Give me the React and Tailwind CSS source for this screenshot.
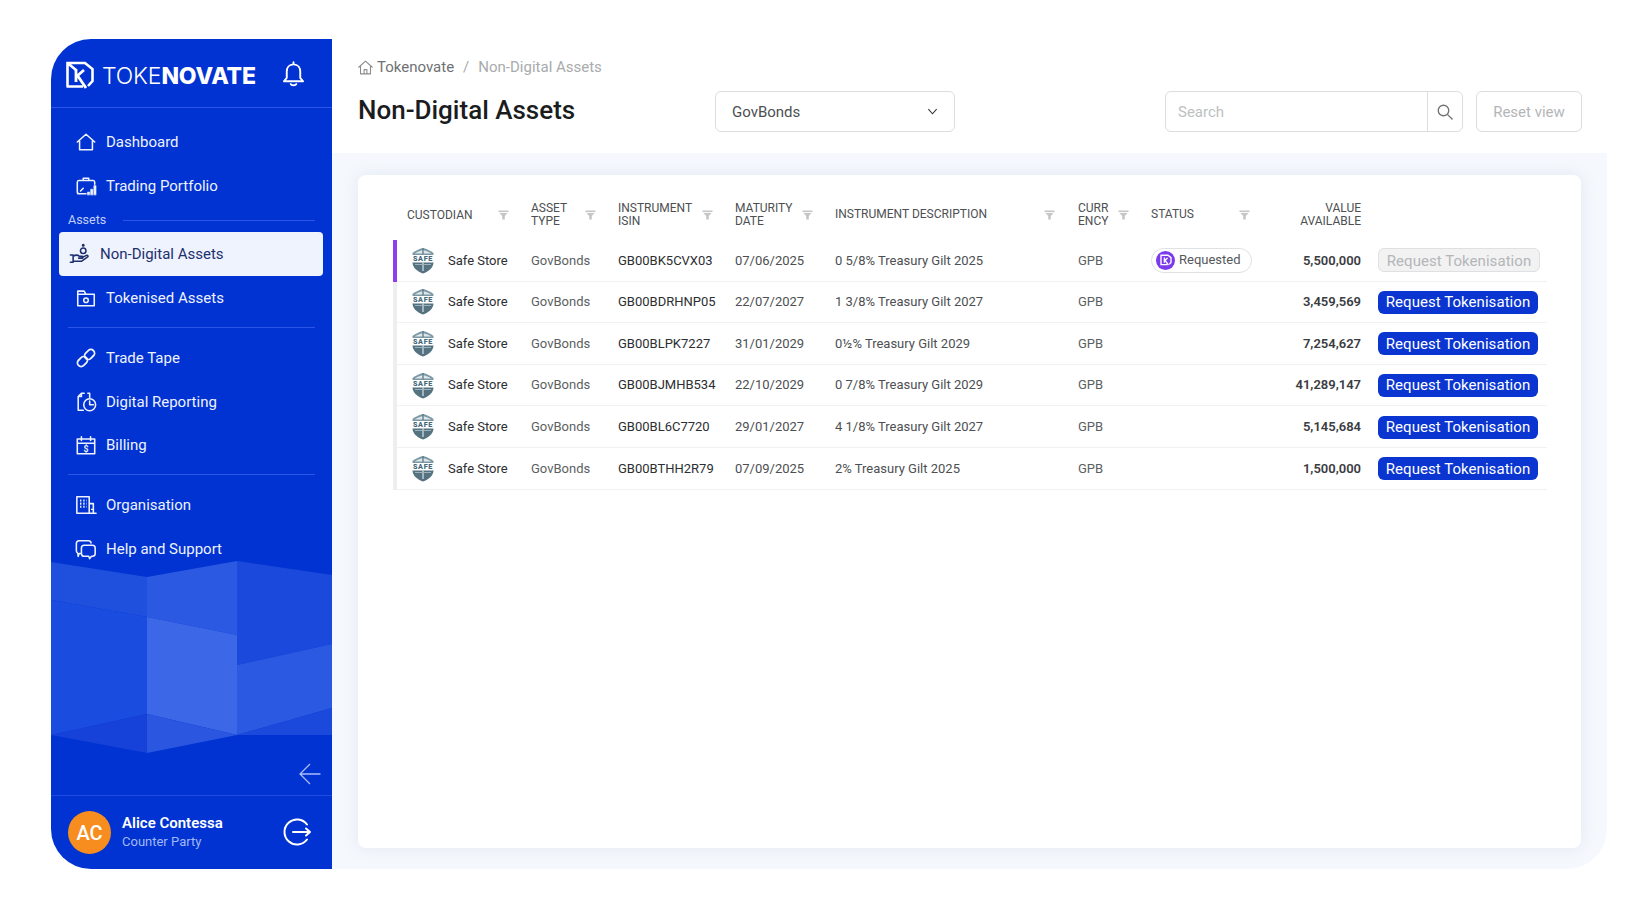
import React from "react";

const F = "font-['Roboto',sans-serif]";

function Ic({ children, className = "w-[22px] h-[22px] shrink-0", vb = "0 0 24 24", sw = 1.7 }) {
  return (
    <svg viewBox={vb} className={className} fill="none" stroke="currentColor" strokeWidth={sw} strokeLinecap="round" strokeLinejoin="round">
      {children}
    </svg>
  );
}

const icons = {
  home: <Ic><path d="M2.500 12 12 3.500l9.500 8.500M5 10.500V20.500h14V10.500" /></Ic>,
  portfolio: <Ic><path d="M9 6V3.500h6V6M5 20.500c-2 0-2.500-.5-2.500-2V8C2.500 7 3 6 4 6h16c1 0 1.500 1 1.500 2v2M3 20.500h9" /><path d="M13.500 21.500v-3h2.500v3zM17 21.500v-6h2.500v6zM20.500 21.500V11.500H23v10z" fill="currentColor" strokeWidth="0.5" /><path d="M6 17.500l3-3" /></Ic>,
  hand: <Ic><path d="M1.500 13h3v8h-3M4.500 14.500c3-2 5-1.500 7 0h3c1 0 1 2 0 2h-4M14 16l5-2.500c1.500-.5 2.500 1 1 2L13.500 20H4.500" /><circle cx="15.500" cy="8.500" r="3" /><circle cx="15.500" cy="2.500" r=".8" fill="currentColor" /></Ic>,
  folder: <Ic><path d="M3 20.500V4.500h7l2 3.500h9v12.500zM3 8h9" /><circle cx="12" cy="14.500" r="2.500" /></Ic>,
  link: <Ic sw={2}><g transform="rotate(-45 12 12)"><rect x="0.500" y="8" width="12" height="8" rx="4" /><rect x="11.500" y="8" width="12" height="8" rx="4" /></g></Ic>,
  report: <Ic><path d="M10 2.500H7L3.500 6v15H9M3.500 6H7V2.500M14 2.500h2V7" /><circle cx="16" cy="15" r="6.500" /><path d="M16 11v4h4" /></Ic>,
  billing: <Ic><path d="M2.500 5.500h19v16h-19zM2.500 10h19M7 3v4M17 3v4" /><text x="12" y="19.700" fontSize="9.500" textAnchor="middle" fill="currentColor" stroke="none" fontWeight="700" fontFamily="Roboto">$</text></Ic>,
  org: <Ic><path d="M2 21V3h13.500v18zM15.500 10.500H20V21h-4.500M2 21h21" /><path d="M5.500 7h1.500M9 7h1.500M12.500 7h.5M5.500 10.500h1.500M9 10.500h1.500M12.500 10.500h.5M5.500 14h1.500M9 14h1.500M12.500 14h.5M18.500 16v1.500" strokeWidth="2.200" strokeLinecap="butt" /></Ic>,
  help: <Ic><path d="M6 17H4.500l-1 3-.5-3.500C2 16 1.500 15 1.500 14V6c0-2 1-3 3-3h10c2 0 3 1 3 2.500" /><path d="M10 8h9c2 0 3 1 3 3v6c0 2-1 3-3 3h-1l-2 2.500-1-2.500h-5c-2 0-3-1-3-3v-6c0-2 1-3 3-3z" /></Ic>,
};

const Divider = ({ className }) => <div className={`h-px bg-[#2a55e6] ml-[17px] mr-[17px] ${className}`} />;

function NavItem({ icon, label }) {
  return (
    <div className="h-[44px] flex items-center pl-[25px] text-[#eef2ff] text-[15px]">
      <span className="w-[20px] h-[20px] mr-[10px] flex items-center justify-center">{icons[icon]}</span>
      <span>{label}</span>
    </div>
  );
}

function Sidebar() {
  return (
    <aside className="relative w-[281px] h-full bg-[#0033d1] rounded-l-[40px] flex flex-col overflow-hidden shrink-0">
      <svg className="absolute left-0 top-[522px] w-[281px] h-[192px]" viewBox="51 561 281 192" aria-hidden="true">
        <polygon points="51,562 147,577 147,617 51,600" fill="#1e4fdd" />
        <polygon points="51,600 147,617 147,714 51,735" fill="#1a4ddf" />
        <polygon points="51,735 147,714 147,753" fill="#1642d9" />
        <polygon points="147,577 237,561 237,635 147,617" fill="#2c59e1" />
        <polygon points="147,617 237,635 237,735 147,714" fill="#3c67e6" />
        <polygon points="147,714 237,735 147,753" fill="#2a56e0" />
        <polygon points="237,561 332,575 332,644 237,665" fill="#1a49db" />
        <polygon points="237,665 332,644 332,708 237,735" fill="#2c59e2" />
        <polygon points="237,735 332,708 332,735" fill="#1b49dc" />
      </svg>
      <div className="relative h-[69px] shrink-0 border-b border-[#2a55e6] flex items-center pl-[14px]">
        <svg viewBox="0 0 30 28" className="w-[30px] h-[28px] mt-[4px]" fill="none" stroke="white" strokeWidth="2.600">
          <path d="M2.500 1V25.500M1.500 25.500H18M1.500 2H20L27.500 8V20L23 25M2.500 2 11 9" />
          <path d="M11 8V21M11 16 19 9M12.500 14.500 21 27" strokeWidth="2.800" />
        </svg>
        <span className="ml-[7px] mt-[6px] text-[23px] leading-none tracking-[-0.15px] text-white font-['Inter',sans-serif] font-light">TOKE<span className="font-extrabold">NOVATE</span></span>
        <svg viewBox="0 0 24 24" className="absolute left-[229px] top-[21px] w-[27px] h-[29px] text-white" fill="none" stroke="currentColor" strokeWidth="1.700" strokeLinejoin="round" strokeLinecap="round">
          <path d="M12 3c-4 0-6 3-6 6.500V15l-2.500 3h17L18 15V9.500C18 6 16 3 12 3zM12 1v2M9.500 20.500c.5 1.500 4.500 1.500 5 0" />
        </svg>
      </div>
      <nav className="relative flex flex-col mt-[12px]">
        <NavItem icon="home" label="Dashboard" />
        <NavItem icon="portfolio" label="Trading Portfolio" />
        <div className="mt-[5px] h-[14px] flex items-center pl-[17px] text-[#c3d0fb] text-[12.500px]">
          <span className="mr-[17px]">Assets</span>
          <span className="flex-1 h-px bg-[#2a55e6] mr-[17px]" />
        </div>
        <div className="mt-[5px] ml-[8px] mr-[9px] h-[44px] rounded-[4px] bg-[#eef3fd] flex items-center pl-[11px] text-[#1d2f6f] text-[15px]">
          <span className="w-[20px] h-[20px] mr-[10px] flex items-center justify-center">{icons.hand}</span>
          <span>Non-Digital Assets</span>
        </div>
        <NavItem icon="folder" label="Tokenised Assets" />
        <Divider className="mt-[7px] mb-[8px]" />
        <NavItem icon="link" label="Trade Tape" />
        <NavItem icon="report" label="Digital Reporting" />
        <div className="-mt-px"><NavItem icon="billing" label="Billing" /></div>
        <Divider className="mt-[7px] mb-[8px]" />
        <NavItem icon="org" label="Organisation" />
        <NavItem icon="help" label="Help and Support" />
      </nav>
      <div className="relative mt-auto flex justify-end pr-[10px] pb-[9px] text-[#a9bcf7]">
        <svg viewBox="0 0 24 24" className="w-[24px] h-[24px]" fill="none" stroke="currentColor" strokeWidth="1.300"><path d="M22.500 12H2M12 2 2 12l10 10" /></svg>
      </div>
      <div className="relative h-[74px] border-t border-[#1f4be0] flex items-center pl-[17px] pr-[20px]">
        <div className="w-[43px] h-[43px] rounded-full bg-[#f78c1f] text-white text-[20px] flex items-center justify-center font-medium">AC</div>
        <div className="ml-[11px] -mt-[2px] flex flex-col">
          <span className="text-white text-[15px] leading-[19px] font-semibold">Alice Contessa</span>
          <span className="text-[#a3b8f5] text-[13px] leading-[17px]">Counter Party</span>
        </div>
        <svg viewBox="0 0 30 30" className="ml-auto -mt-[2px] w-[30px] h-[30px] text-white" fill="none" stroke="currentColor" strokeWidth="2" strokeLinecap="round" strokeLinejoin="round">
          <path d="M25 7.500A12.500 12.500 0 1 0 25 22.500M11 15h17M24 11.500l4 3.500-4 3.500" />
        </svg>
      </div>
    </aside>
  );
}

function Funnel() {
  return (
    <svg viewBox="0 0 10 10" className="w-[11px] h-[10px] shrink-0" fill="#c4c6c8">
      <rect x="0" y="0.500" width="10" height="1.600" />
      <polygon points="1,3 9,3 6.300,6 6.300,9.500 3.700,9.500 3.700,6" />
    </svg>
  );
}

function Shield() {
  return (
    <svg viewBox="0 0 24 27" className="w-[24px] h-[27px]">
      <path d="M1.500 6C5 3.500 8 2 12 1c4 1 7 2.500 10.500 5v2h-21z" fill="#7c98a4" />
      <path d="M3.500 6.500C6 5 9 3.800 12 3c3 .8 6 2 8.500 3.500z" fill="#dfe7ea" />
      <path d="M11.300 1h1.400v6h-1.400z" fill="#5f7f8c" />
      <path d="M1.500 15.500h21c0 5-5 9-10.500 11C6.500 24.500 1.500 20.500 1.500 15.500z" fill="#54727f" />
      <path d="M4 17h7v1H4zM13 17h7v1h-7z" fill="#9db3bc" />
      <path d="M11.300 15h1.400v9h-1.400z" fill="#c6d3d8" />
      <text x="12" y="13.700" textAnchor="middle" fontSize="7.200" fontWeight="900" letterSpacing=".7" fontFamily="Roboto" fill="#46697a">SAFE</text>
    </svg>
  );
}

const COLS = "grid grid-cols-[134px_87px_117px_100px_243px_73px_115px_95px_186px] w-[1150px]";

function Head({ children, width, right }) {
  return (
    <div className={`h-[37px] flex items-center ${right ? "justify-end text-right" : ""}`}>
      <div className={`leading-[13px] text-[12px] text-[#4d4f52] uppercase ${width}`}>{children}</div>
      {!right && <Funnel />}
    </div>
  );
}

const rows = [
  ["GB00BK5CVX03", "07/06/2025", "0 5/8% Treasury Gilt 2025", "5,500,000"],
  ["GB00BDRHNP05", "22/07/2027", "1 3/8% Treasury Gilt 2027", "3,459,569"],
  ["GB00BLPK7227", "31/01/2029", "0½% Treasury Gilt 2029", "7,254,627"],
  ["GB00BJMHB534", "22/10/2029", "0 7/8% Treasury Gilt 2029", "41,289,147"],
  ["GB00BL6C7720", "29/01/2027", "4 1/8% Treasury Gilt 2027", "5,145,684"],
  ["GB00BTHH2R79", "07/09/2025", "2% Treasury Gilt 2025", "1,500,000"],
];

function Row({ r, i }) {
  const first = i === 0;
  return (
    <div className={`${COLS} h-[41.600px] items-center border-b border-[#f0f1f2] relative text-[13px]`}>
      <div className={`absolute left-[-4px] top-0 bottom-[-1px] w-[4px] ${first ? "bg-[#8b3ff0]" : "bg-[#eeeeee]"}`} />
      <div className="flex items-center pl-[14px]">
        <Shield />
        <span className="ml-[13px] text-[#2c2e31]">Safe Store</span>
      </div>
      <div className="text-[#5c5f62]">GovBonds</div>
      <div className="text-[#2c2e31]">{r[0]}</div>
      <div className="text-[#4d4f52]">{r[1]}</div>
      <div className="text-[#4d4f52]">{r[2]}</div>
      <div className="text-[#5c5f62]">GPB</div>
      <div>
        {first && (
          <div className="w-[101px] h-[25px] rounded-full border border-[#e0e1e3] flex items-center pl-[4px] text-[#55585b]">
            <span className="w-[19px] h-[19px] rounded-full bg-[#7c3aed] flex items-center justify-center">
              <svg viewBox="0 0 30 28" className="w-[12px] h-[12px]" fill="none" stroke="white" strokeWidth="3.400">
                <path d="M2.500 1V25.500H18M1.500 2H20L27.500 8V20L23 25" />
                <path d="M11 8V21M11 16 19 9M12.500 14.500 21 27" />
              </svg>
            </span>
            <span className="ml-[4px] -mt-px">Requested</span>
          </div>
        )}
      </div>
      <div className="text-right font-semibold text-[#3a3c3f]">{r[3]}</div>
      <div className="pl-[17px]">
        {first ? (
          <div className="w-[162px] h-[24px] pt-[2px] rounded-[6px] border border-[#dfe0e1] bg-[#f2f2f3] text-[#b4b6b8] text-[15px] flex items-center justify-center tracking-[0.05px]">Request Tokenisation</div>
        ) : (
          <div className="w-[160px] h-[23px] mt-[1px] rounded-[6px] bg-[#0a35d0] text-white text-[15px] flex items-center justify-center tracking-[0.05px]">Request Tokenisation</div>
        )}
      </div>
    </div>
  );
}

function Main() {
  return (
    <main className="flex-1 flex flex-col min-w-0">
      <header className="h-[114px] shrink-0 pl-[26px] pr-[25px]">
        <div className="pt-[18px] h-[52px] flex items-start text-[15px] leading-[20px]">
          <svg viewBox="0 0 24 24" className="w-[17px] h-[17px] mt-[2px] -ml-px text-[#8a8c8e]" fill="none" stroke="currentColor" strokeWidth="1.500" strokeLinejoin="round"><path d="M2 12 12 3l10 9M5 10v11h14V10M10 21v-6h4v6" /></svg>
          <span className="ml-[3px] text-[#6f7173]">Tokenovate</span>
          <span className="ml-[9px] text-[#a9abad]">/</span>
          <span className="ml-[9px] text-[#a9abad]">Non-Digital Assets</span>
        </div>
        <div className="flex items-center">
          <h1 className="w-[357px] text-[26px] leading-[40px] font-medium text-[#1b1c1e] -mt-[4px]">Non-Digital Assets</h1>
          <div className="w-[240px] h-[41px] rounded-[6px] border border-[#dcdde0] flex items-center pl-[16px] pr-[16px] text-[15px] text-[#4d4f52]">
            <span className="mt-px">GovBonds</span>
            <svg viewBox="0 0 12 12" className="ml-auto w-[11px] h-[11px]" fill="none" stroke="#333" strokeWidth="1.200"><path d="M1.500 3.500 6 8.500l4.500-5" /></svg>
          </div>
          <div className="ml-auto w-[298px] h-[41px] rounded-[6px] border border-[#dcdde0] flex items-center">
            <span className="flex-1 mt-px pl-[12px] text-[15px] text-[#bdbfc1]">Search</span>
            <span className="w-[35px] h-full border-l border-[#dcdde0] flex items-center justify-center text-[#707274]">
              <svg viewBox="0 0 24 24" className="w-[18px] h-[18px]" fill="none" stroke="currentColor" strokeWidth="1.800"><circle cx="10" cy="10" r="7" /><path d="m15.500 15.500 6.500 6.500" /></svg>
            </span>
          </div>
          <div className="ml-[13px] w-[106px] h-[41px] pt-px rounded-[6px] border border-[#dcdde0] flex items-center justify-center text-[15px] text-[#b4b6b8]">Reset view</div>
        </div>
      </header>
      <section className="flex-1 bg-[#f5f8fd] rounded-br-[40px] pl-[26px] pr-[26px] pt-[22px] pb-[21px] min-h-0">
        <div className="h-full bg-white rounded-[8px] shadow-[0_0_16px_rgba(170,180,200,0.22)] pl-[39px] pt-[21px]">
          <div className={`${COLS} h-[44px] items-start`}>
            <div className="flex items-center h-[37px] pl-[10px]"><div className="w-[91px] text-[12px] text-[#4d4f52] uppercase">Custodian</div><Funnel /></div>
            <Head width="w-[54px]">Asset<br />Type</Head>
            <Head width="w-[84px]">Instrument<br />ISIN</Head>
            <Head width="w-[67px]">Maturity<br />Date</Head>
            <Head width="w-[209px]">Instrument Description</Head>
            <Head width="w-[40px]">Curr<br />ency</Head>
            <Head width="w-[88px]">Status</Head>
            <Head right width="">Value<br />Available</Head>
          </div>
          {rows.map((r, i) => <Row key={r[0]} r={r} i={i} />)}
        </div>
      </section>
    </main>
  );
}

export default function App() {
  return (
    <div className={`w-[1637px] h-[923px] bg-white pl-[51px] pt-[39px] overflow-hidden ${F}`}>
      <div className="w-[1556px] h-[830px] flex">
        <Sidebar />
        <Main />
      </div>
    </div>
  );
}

* * * * *

**Objective:**
Every line holding "React" should be copied out.

**Answer to the exercise:**
Give me the React and Tailwind CSS source for this screenshot.
import React from "react";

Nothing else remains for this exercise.